In both 2016 and 2020, the Democratic Socialists of America (DSA) went all-in on Bernie Sanders. It did so for strategic reasons. In particular, a theory drives these decisions: endorse Sanders, identify with the Bernie brand, and then gain new members from Bernie association. Maybe it doesn’t announce such things that explicitly (though it kinda does), but anyone familiar with DSA knows this was the basic idea.

Sanders lost in both 2016 and 2020. But in each case, the DSA grew enormously.

And so, in one sense, the DSA wildly succeeded. It started as a marginal organization of a few thousand mostly older leftists. It emerged as the largest U.S. socialist organization in a century, boasting around 100,000 members. Along the way, it transformed itself from a minor, largely irrelevant discussion group to a (arguably even the) major player in US leftist politics.
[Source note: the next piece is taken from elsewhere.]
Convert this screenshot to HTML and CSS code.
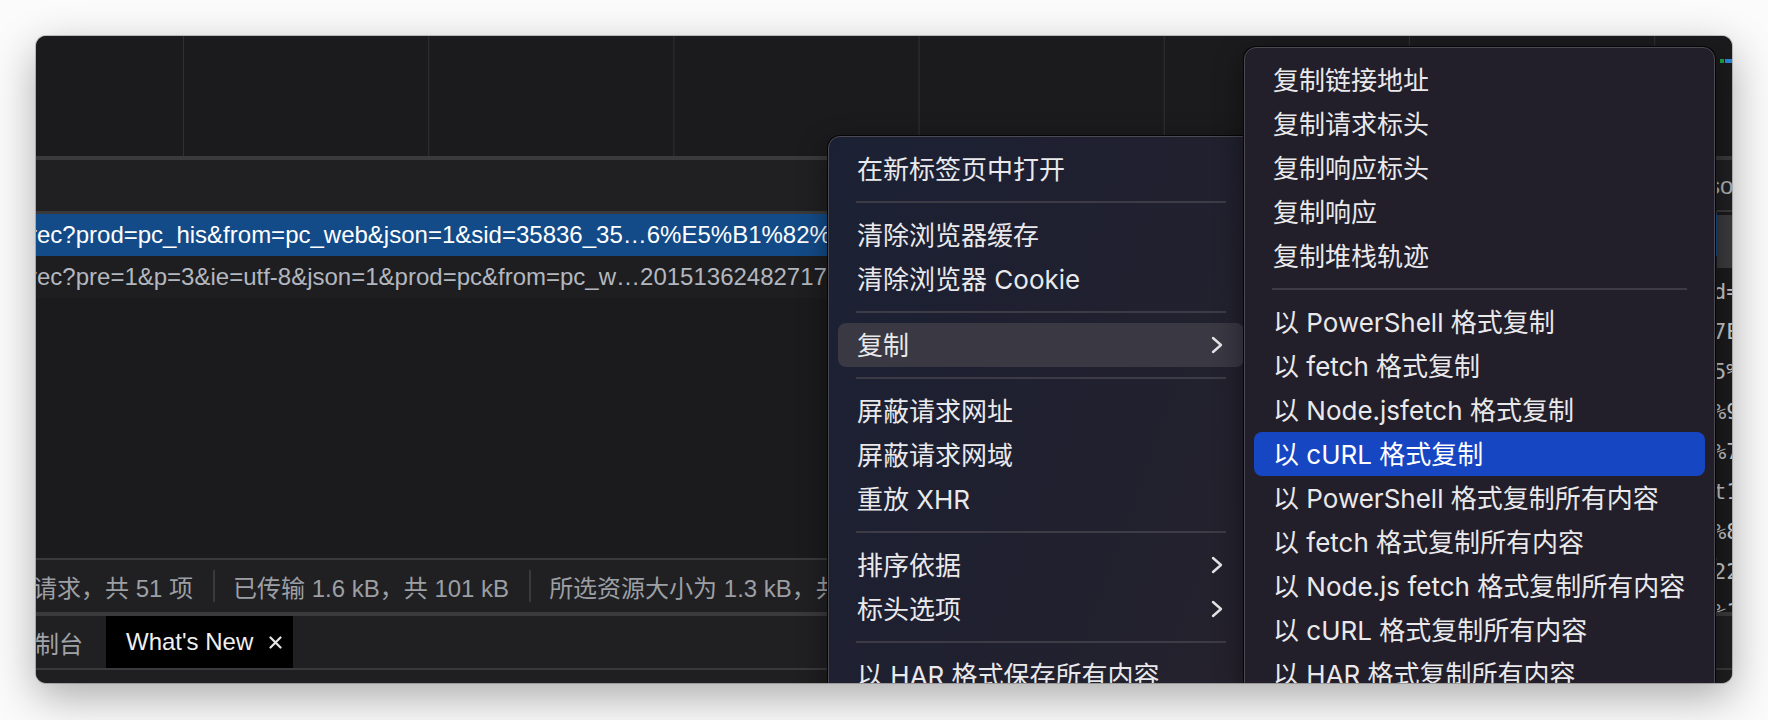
FILE: index.html
```html
<!DOCTYPE html>
<html lang="zh-CN">
<head>
<meta charset="utf-8">
<title>DevTools context menu</title>
<link rel="stylesheet" href="styles.css">
</head>
<body>
<div class="window">
  <div class="overview">
    <span class="ov-bar ov-green"></span>
    <span class="ov-bar ov-blue"></span>
  </div>
  <div class="hdivider"></div>
  <div class="network">
    <div class="list-pane">
      <div class="table-header"></div>
      <div class="hline h3"></div>
      <div class="row selected"><span class="cell">rec?prod=pc_his&amp;from=pc_web&amp;json=1&amp;sid=35836_35…6%E5%B1%82%9B%E5%A4%A9</span></div>
      <div class="row plain"><span class="cell">rec?pre=1&amp;p=3&amp;ie=utf-8&amp;json=1&amp;prod=pc&amp;from=pc_w…20151362482717</span></div>
      <div class="fill"></div>
      <div class="hline h2"></div>
      <div class="status">
        <span class="st first">请求，共 51 项</span>
        <span class="vsep"></span>
        <span class="st">已传输 1.6 kB，共 101 kB</span>
        <span class="vsep"></span>
        <span class="st">所选资源大小为 1.3 kB，共 100 kB</span>
      </div>
    </div>
    <div class="detail-pane">
      <div class="detail-tabs"><span class="dt-text">so</span></div>
      <div class="hline h2"></div>
      <div class="detail-filter"></div>
      <div class="detail-lines">
        <div>d=35836_</div>
        <div>7E5%8F%</div>
        <div>5%A4%8D</div>
        <div>%9C%E7%</div>
        <div>%7B%22q</div>
        <div>t1%22%3</div>
        <div>%8E%E5%</div>
        <div>22%3A%2</div>
        <div>%1A%B3</div>
      </div>
    </div>
  </div>
  <div class="hdivider"></div>
  <div class="drawer-tabs">
    <div class="tab console">控制台</div>
    <div class="tab active">
      <span>What's New</span>
      <svg class="close" width="13" height="13" viewBox="0 0 13 13"><path d="M1.5 1.5 L11.5 11.5 M11.5 1.5 L1.5 11.5" stroke="#e6e6e6" stroke-width="2.2" stroke-linecap="round" fill="none"/></svg>
    </div>
  </div>
  <div class="hline h2"></div>
  <div class="drawer-body"></div>

  <div class="menu menu-main">
    <div class="item">在新标签页中打开</div>
    <div class="sep"></div>
    <div class="item">清除浏览器缓存</div>
    <div class="item">清除浏览器 Cookie</div>
    <div class="sep"></div>
    <div class="item hover"><span>复制</span><svg class="chev" width="12" height="18" viewBox="0 0 12 18"><polyline points="2,2 10,9 2,16" fill="none" stroke="#e4e4e6" stroke-width="2.4" stroke-linecap="round" stroke-linejoin="round"/></svg></div>
    <div class="sep"></div>
    <div class="item">屏蔽请求网址</div>
    <div class="item">屏蔽请求网域</div>
    <div class="item">重放 XHR</div>
    <div class="sep"></div>
    <div class="item"><span>排序依据</span><svg class="chev" width="12" height="18" viewBox="0 0 12 18"><polyline points="2,2 10,9 2,16" fill="none" stroke="#e4e4e6" stroke-width="2.4" stroke-linecap="round" stroke-linejoin="round"/></svg></div>
    <div class="item"><span>标头选项</span><svg class="chev" width="12" height="18" viewBox="0 0 12 18"><polyline points="2,2 10,9 2,16" fill="none" stroke="#e4e4e6" stroke-width="2.4" stroke-linecap="round" stroke-linejoin="round"/></svg></div>
    <div class="sep"></div>
    <div class="item">以 HAR 格式保存所有内容</div>
  </div>

  <div class="menu menu-sub">
    <div class="item">复制链接地址</div>
    <div class="item">复制请求标头</div>
    <div class="item">复制响应标头</div>
    <div class="item">复制响应</div>
    <div class="item">复制堆栈轨迹</div>
    <div class="sep"></div>
    <div class="item">以 PowerShell 格式复制</div>
    <div class="item">以 fetch 格式复制</div>
    <div class="item">以 Node.jsfetch 格式复制</div>
    <div class="item active">以 cURL 格式复制</div>
    <div class="item">以 PowerShell 格式复制所有内容</div>
    <div class="item">以 fetch 格式复制所有内容</div>
    <div class="item">以 Node.js fetch 格式复制所有内容</div>
    <div class="item">以 cURL 格式复制所有内容</div>
    <div class="item">以 HAR 格式复制所有内容</div>
  </div>
</div>
</body>
</html>
```

FILE: styles.css
```css
* { box-sizing: border-box; }
html, body { margin: 0; padding: 0; }
body {
  width: 1768px;
  height: 720px;
  overflow: hidden;
  padding: 36px;
  background: #fbfbfb;
  font-family: "Liberation Sans", "Noto Sans CJK SC", sans-serif;
}

.window {
  position: relative;
  width: 1696px;
  height: 647px;
  border-radius: 10px;
  overflow: hidden;
  background: #1b1b1d;
  display: flex;
  flex-direction: column;
  box-shadow: 0 14px 44px rgba(0, 0, 0, 0.32), 0 0 0 1px rgba(0, 0, 0, 0.2);
}

/* timeline overview */
.overview {
  position: relative;
  flex: none;
  height: 120px;
  background-color: #1b1b1d;
  background-image: linear-gradient(to right, #303033 0 1px, transparent 1px);
  background-size: 245.2px 100%;
  background-position: 147px 0;
}
.ov-bar {
  position: absolute;
  top: 23px;
  height: 4px;
}
.ov-green { left: 1684px; width: 4px; background: #20a046; }
.ov-blue { left: 1689px; width: 8px; background: #2a86db; }

.hdivider {
  flex: none;
  height: 4px;
  background: #3a3a3d;
}
.hline { flex: none; background: #3a3a3c; }
.h2 { height: 2px; }
.h3 { height: 3px; }

/* network panel */
.network {
  flex: 1;
  min-height: 0;
  display: flex;
}
.list-pane {
  flex: 1;
  min-width: 0;
  display: flex;
  flex-direction: column;
  overflow: hidden;
}
.table-header {
  flex: none;
  height: 51px;
  background: #202023;
}
.row {
  flex: none;
  height: 42px;
  line-height: 42px;
  font-size: 24px;
  white-space: nowrap;
}
.row .cell { margin-left: -7px; }
.row.selected { background: #134b88; color: #ffffff; }
.row.plain { background: #1e1e20; color: #b3b7bf; }
.fill { flex: 1; background: #1b1b1d; }

.status {
  flex: none;
  height: 52px;
  display: flex;
  align-items: center;
  background: #202023;
  color: #9c9fa4;
  font-size: 24px;
  white-space: nowrap;
}
.st.first { margin-left: -3px; }
.vsep {
  flex: none;
  width: 2px;
  height: 32px;
  margin: 0 18px 0 20px;
  background: #3a3a3c;
}

.detail-pane {
  flex: none;
  width: 15px;
  display: flex;
  flex-direction: column;
  overflow: hidden;
  background: #1b1b1d;
}
.detail-tabs {
  flex: none;
  height: 50px;
  line-height: 52px;
  background: #202023;
  color: #b0b3b8;
  font-size: 24px;
  white-space: nowrap;
}
.dt-text { margin-left: -9px; }
.detail-filter {
  flex: none;
  height: 53px;
  margin-top: 3px;
  background: #3b3b3e;
}
.detail-lines {
  padding-top: 4px;
  margin-left: -4px;
  font-family: "DejaVu Sans Mono", monospace;
  font-size: 22px;
  line-height: 40px;
  color: #c5c7cc;
  white-space: nowrap;
}

/* drawer */
.drawer-tabs {
  flex: none;
  height: 52px;
  display: flex;
  background: #202023;
  font-size: 24px;
  white-space: nowrap;
}
.tab {
  display: flex;
  align-items: center;
}
.tab.console {
  margin-left: -45px;
  padding: 0 23px 0 20px;
  color: #a0a3a8;
}
.tab.active {
  gap: 16px;
  padding: 0 11px 0 20px;
  background: #000000;
  color: #f0f0f0;
}
.close { display: block; }
.drawer-body {
  flex: none;
  height: 13px;
  background: #1f1f21;
}

/* context menus */
.menu {
  position: absolute;
  padding: 10px 9px;
  border: 1px solid #4b4952;
  border-radius: 12px;
  box-shadow: 0 0 0 1px #060606, 0 10px 30px rgba(0, 0, 0, 0.45);
  font-family: Inter, "Noto Sans CJK SC", sans-serif;
  font-size: 26px;
  color: #e9e9ec;
}
.menu-main {
  left: 792px;
  top: 100px;
  width: 426px;
  background: linear-gradient(110deg, #1b2134 0%, #1f2030 45%, #25222c 100%);
}
.menu-sub {
  left: 1208px;
  top: 11px;
  width: 471px;
  background: #231f2a;
}
.item {
  height: 44px;
  display: flex;
  align-items: center;
  justify-content: space-between;
  padding: 0 21px 4px 19px;
  border-radius: 8px;
  white-space: nowrap;
}
.item .chev { margin-top: 4px; }
.item.hover { background: #393843; }
.item.active { background: #1746c3; color: #ffffff; }
.chev { display: block; flex: none; }
.sep {
  height: 2px;
  margin: 10px 18px;
  background: #3d3b45;
}
```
Furthermore, the DSA grew not only in membership, but also in ideology. It grew not by tacking to the center, but rather by moving to the left. At both its 2017 and 2019 conventions, its new, younger member base pushed the org to the left.

What if, though, Sanders had won in either 2016 or 2020? What if he were president right now? In that scenario, what would the DSA look like?

Let’s take a look. I think this exercise reveals both opportunities and weaknesses in the DSA’s political model.